Rubens' Madonna in a garland of flowers (oil, 74 x 83, 1616-17, Alte Pinakothek, Munich). The flowers were painted by Rubens' friend, Jan Bruegel the Elder.
Other formats
Two other formats will be mentioned here: triptychs and altarpieces, and oddly shaped sections of walls and ceilings. Incredibly beautiful art has been done on both of these formats.
Triptychs and altarpieces ~ panels of artwork that are hinged together so they can be folded. A triptych has three panels. Altarpieces may have two panels or multiple panels and were displayed behind an altar.
The three panels that comprise a triptych can be parts of a single scene or have a conceptual relationship. Both types of associations are occurring here: In the central panel, the resurrected Jesus and his disciple Thomas are interacting in the 1st century, while the two people in the wings (the man who commissioned the triptych and his wife) appear to be looking on from the 17th century. Doubting Thomas, by Peter Paul Rubens (oil on panel, 57 x 92, 1613-15, Koninklijk Museum voor Schone Kunsten, Antwerp, Belgium).
Modern triptychs usually consist of three paintings that are hung together.
The Stefaneschi triptych, by Giotto di Bondone and assistants (tempera on wood, c. 1320, the Vatican).
The Ghent altarpiece by brothers Hubert and Jan van Eyck, completed 1432 (Saint Bavo Cathedral, Ghent, Belgium).
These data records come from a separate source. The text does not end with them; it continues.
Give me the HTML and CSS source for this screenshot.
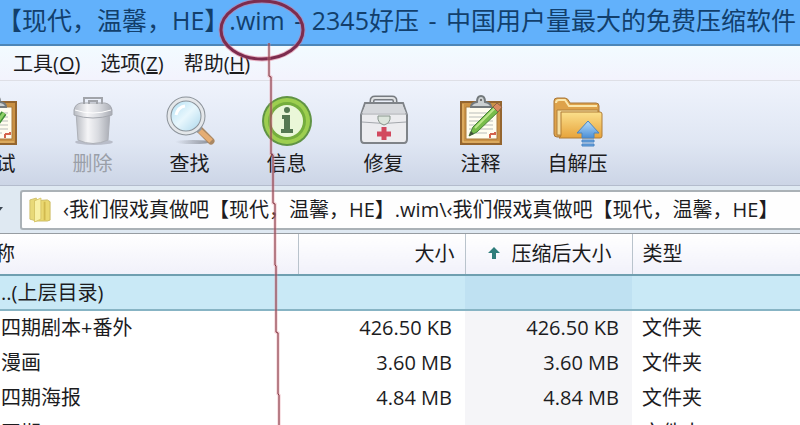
FILE: index.html
```html
<!DOCTYPE html>
<html lang="zh-CN">
<head>
<meta charset="utf-8" />
<title>2345好压</title>
<link rel="stylesheet" href="styles.css">
</head>

<body>
<div class="window">

<header class="titlebar">【现代，温馨，HE】.wim <span class="dash">-</span> 2345好压 <span class="dash">-</span> 中国用户量最大的免费压缩软件</header>

<nav class="menu">
<button type="button">工具(<u>O</u>)</button>
<button type="button">选项(<u>Z</u>)</button>
<button type="button">帮助(<u>H</u>)</button>
</nav>

<div class="toolbar">
<button type="button" class="tool">
<svg viewBox="0 0 52 52">
  <use href="#clipboard" />
  <path d="M16 27l6 8 12-17" fill="none" stroke="#3f8f35" stroke-width="6" />
  <path d="M16 27l6 8 12-17" fill="none" stroke="#8fd067" stroke-width="3" />
</svg>
<span>测试</span>
</button>

<button type="button" class="tool" disabled>
<svg viewBox="0 0 52 52">
  <defs>
    <linearGradient id="steel">
      <stop offset="0" stop-color="#b9bcc3" />
      <stop offset=".35" stop-color="#f5f5f7" />
      <stop offset=".65" stop-color="#d9dbe0" />
      <stop offset="1" stop-color="#a9acb4" />
    </linearGradient>
  </defs>
  <ellipse cx="27" cy="47" rx="19" ry="3" fill="#b9bdc9" />
  <path d="M9 17l2 28q15 7 30 0l2-28z" fill="url(#steel)" stroke="#aeb1b8" />
  <path d="M7 15q1-6 7-7h24q6 1 7 7v5q-19 6-38 0z" fill="url(#steel)" stroke="#a6a9b0" />
  <path d="M8 15q18 6 36 0" fill="none" stroke="#fff" />
  <path d="M17 9V3h18v6M22 9V6h8v3" fill="none" stroke="#a1a4aa" stroke-width="2" />
</svg>
<span>删除</span>
</button>

<button type="button" class="tool">
<svg viewBox="0 0 52 52">
  <defs>
    <linearGradient id="lens" x1="0" y1="0" x2="1" y2="1">
      <stop offset="0" stop-color="#aadcf2" />
      <stop offset=".5" stop-color="#e8f7fd" />
      <stop offset="1" stop-color="#a4d3ea" />
    </linearGradient>
    <linearGradient id="shade">
      <stop offset="0" stop-color="#8b8f99" stop-opacity="0" />
      <stop offset="1" stop-color="#8b8f99" />
    </linearGradient>
  </defs>
  <ellipse cx="29" cy="47" rx="18" ry="2" fill="url(#shade)" />
  <path d="M34 33l13 13" stroke="#a98763" stroke-width="7" stroke-linecap="round" />
  <path d="M33 33l14 13" stroke="#e5ad74" stroke-width="5" />
  <path d="M31 31l5 5" stroke="#9a9a9c" stroke-width="6" />
  <circle cx="22" cy="21" r="17" fill="url(#lens)" stroke="#8b9299" stroke-width="5" />
  <circle cx="22" cy="21" r="17" fill="none" stroke="#e4e7ea" stroke-width="3" />
  <path d="M12 20q2-8 9-9" fill="none" stroke="#fff" stroke-width="3" />
</svg>
<span>查找</span>
</button>

<button type="button" class="tool">
<svg viewBox="0 0 52 52">
  <circle cx="26" cy="26" r="25" fill="#609344" />
  <circle cx="26" cy="26" r="23" fill="#9dce4f" />
  <circle cx="26" cy="26" r="19" fill="#75ad3d" />
  <circle cx="26" cy="26" r="16" fill="#eaf7d8" />
  <circle cx="26" cy="15" r="3" fill="#557852" />
  <path d="M21 20h8v14h3v4H20v-4h3V24h-2z" fill="#557852" />
</svg>
<span>信息</span>
</button>

<button type="button" class="tool">
<svg viewBox="0 0 52 52">
  <path d="M14 11V6q0-3 3-3h17q3 0 3 3v5" fill="none" stroke="#777b80" stroke-width="5" />
  <path d="M14 11V6q0-3 3-3h17q3 0 3 3v5" fill="none" stroke="#dfe1e3" stroke-width="2" />
  <path d="M7 8h38l4 12v24q0 4-3 4H6q-3 0-3-4V20z" fill="#ececef" stroke="#7f8388" stroke-width="2" />
  <path d="M4 18L8 9h36l4 9z" fill="#d6d8dc" />
  <path d="M3 19h46M4 27q22 3 44 0" fill="none" stroke="#a4a7ac" />
  <path d="M20 21h12q1 7-6 9-7-2-6-9z" fill="#dce5dc" stroke="#87958b" />
  <path d="M26 32v13M19 39h14" stroke="#d2495e" stroke-width="5" />
</svg>
<span>修复</span>
</button>

<button type="button" class="tool">
<svg viewBox="0 0 52 52">
  <defs>
    <g id="clipboard">
      <path d="M6 7h40v42H6z" fill="#ca9144" stroke="#94652f" stroke-width="2" />
      <path d="M8 9v38h36" fill="none" stroke="#ecc278" />
      <path d="M11 12h31v32H11z" fill="#fffdf0" stroke="#a97a3f" />
      <path d="M14 18h24M14 22h24M14 26h24M14 30h24M14 34h24M14 38h18" stroke="#b9bdb9" />
      <path d="M35 39h5v-2M35 39v4" fill="none" stroke="#d4644d" stroke-width="2" />
      <path d="M16 12q0-4 6-5 0-6 4-6t4 6q6 1 6 5z" fill="#cbd0d2" stroke="#73797c" stroke-width="2" />
      <circle cx="26" cy="5" r="1" fill="#555" />
    </g>
  </defs>
  <use href="#clipboard" />
  <path d="M14 41l4-9 22-22 5 5-23 22z" fill="#78bd4b" stroke="#478239" />
  <path d="M20 33l20-20" stroke="#bce68b" stroke-width="2" />
  <path d="M38 12l4-4 5 4-4 5z" fill="#d88a60" stroke="#8e6343" />
  <path d="M14 41l2-5 3 3z" fill="#43543c" />
</svg>
<span>注释</span>
</button>

<button type="button" class="tool">
<svg viewBox="0 0 52 52">
  <defs>
    <linearGradient id="folder" x1="0" y1="0" x2="0" y2="1">
      <stop offset="0" stop-color="#fbe08c" />
      <stop offset="1" stop-color="#e7a33b" />
    </linearGradient>
    <linearGradient id="arrow" x1="0" y1="0" x2="0" y2="1">
      <stop offset="0" stop-color="#b5dcfb" />
      <stop offset="1" stop-color="#4b8fd6" />
    </linearGradient>
  </defs>
  <path d="M2 39V6q0-3 3-3h8q3 0 5 5h26q3 0 3 3v28q0 3-3 3H5q-3 0-3-3z" fill="#dea24a" stroke="#a7773a" />
  <path d="M4 8q0-3 3-3h6l4 6h28" fill="none" stroke="#fbe7ac" stroke-width="2" />
  <path d="M5 40V15h41v26z" fill="#f6dfa0" stroke="#b2813c" />
  <path d="M9 17h39q2 0 2 2v22q0 2-2 2H7q2-1 2-3z" fill="url(#folder)" stroke="#b07c36" />
  <path d="M36 26l11 12h-5v5H30v-5h-5z" fill="url(#arrow)" stroke="#4d85bf" />
  <path d="M30 45h12v2H30zM30 49h12v2H30z" fill="#68a5e4" stroke="#4a84c0" />
</svg>
<span>自解压</span>
</button>
</div>

<div class="address">
<svg class="caret" viewBox="0 0 8 8"><path d="M0 1h7L3 6z" fill="#3b4652" /></svg>
<label class="path">
<svg viewBox="0 0 24 28">
  <path d="M1 3l7-2v25l-7-2z" fill="#e8d978" stroke="#cfc069" />
  <path d="M6 4l14-1 3 2v20l-3 1H6z" fill="#ead870" stroke="#c9b85c" />
  <path d="M6 4l7-3v23l-7 3z" fill="#f8f0a5" stroke="#d6c566" />
  <path d="M17 5v20" stroke="#d1b94f" stroke-width="2" />
</svg>
<input type="text" aria-label="路径" value="‹我们假戏真做吧【现代，温馨，HE】.wim\‹我们假戏真做吧【现代，温馨，HE】" />
</label>
</div>

<table class="files">
<colgroup>
<col class="col-name" />
<col class="col-size" />
<col class="col-packed" />
<col />
</colgroup>
<thead>
<tr>
<th class="name">名称</th>
<th class="num">大小</th>
<th class="num packed"><svg class="sort" viewBox="0 0 12 12"><path d="M6 0l6 6H8v6H4V6H0z" fill="#2f7d7b" /></svg>压缩后大小</th>
<th>类型</th>
</tr>
</thead>
<tbody>
<tr class="selected">
<td>..(上层目录)</td>
<td class="num"></td>
<td class="num"></td>
<td></td>
</tr>
<tr>
<td>四期剧本+番外</td>
<td class="num">426.50 KB</td>
<td class="num">426.50 KB</td>
<td>文件夹</td>
</tr>
<tr>
<td>漫画</td>
<td class="num">3.60 MB</td>
<td class="num">3.60 MB</td>
<td>文件夹</td>
</tr>
<tr>
<td>四期海报</td>
<td class="num">4.84 MB</td>
<td class="num">4.84 MB</td>
<td>文件夹</td>
</tr>
<tr>
<td>四期</td>
<td class="num"></td>
<td class="num"></td>
<td>文件夹</td>
</tr>
</tbody>
</table>

<!-- hand-drawn mark over the file extension -->
<svg class="mark" width="320" height="425" viewBox="0 0 320 425">
  <ellipse cx="262" cy="30" rx="41" ry="29" fill="none" stroke="#e0708c" stroke-opacity=".5" stroke-width="5" />
  <ellipse cx="262" cy="30" rx="41" ry="29" fill="none" stroke="#7c2c4e" stroke-width="3" />
  <path d="M269 43v33l2 1v77l2 1v48l2 1v61l1 1v66l2 1v61l1 1v31" fill="none" stroke="#e58c98" stroke-opacity=".5" stroke-width="3" />
  <path d="M269 43v33l2 1v77l2 1v48l2 1v61l1 1v66l2 1v61l1 1v31" fill="none" stroke="#7c3440" stroke-width="1" />
</svg>

</div>
</body>
</html>
```

FILE: styles.css
```css
* {
  box-sizing: border-box;
}

body {
  margin: 0;
  font-family: "Open Sans", "Noto Sans CJK SC", sans-serif;
  font-size: 20px;
  line-height: 28px;
  color: #1c1c1e;
}

button, input {
  font: inherit;
  color: inherit;
  border: 0;
  padding: 0;
  background: none;
}

.window {
  position: relative;
  height: 100vh;
  overflow: hidden;
  background: #fff;
}

.titlebar {
  height: 46px;
  padding-bottom: 4px;
  border-bottom: 2px solid #4c86b8;
  background: #62b1fb;
  color: #123f6c;
  font-size: 25px;
  line-height: 40px;
  text-indent: -3px;
  white-space: nowrap;
}

.dash {
  margin: 0 3px;
}

.menu {
  display: flex;
  gap: 20px;
  height: 35px;
  padding: 4px 13px;
  border-bottom: 1px solid #dedfe6;
  background: linear-gradient(#f2fbff, #f3f3fd);
}

.toolbar {
  display: flex;
  height: 105px;
  padding-top: 14px;
  border-bottom: 1px solid #b4bccd;
  background: linear-gradient(#eff3fc, #dfe6f3 60%, #ccd5e6);
}

.tool {
  flex: none;
  display: flex;
  flex-direction: column;
  align-items: center;
  gap: 3px;
  width: 97px;
}

/* scrolled partly out of view */
.tool:first-child {
  margin-left: -53px;
}

.tool svg {
  width: 52px;
  height: 52px;
}

.tool:disabled {
  color: #9a9fa8;
}

.address {
  display: flex;
  align-items: center;
  height: 48px;
  padding: 4px 0;
  border-bottom: 1px solid #979da2;
  background: #dfe9f2;
}

.caret {
  width: 8px;
  height: 8px;
  margin-right: 12px;
  margin-left: -4px;
}

.path {
  flex: 1;
  display: flex;
  align-items: center;
  gap: 12px;
  height: 40px;
  padding-left: 7px;
  margin-left: 4px;
  border: 2px solid #aab1b6;
  border-right: 0;
  border-radius: 3px 0 0 3px;
  background: #fefefe;
}

.path svg {
  width: 22px;
  height: 28px;
}

.path input {
  flex: 1;
  min-width: 0;
  outline: 0;
}

.files {
  width: 100%;
  table-layout: fixed;
  border-collapse: collapse;
}

.col-name {
  width: 298px;
}

.col-size, .col-packed {
  width: 167px;
}

.col-packed {
  background: #f5f5f8;
}

.files th {
  height: 41px;
  padding: 0 10px;
  border-right: 1px solid #b9c3cc;
  border-bottom: 2px solid #6f9fb0;
  background: linear-gradient(#fff, #f1f1fa);
  font-weight: normal;
  text-align: left;
  white-space: nowrap;
}

.files th:last-child {
  border-right: 0;
}

.files td {
  height: 35px;
  padding: 0 10px;
  white-space: nowrap;
}

.files td:first-child {
  padding-left: 1px;
}

.files th.name {
  padding-left: 0;
  text-indent: -25px;
}

.files .num {
  text-align: right;
}

.files th.packed {
  padding-right: 20px;
}

.files td.num {
  padding-right: 13px;
}

.files .selected td {
  border-bottom: 2px solid #87b4c4;
  background: #c9e9f6;
}

.files .selected td:nth-child(3) {
  background: #bfe1f2;
}

.sort {
  width: 12px;
  height: 12px;
  margin-right: 12px;
  vertical-align: 2px;
}

.mark {
  position: absolute;
  top: 0;
  left: 0;
  pointer-events: none;
}
```
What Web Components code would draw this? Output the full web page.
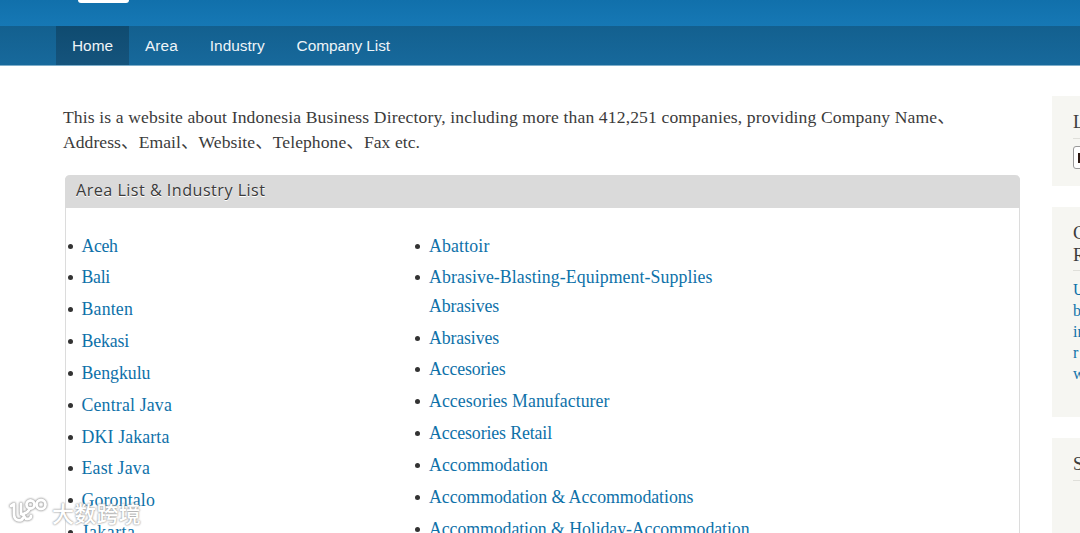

The altarpiece closes to reveal another set of paintings.
On the ceiling of the Vatican's Sistine Chapel is an astounding set of paintings by Renaissance painter, sculptor, architect, engineer and poet Michelangelo Buonarroti. He painted some of these masterpieces on oddly shaped sections of the ceiling's architecture.
Michelangelo's Libyan sibyl (fresco, 1508-12, Sistine Chapel ceiling, Vatican.) The Libyan sibyl, one of the prophetesses of classical mythology, foretold the "coming of the day when that which is hidden shall be revealed".
The Sistine Chapel ceiling. The white circle shows the location of the Libyan sibyl.
Tiepolo's Apotheosis (glory) of the Pisani family, a ceiling fresco in the Villa Pisani at Stra in northern Italy (925 x 531, 1761-1762). The ceiling's architecture has been incorporated into the painting's design.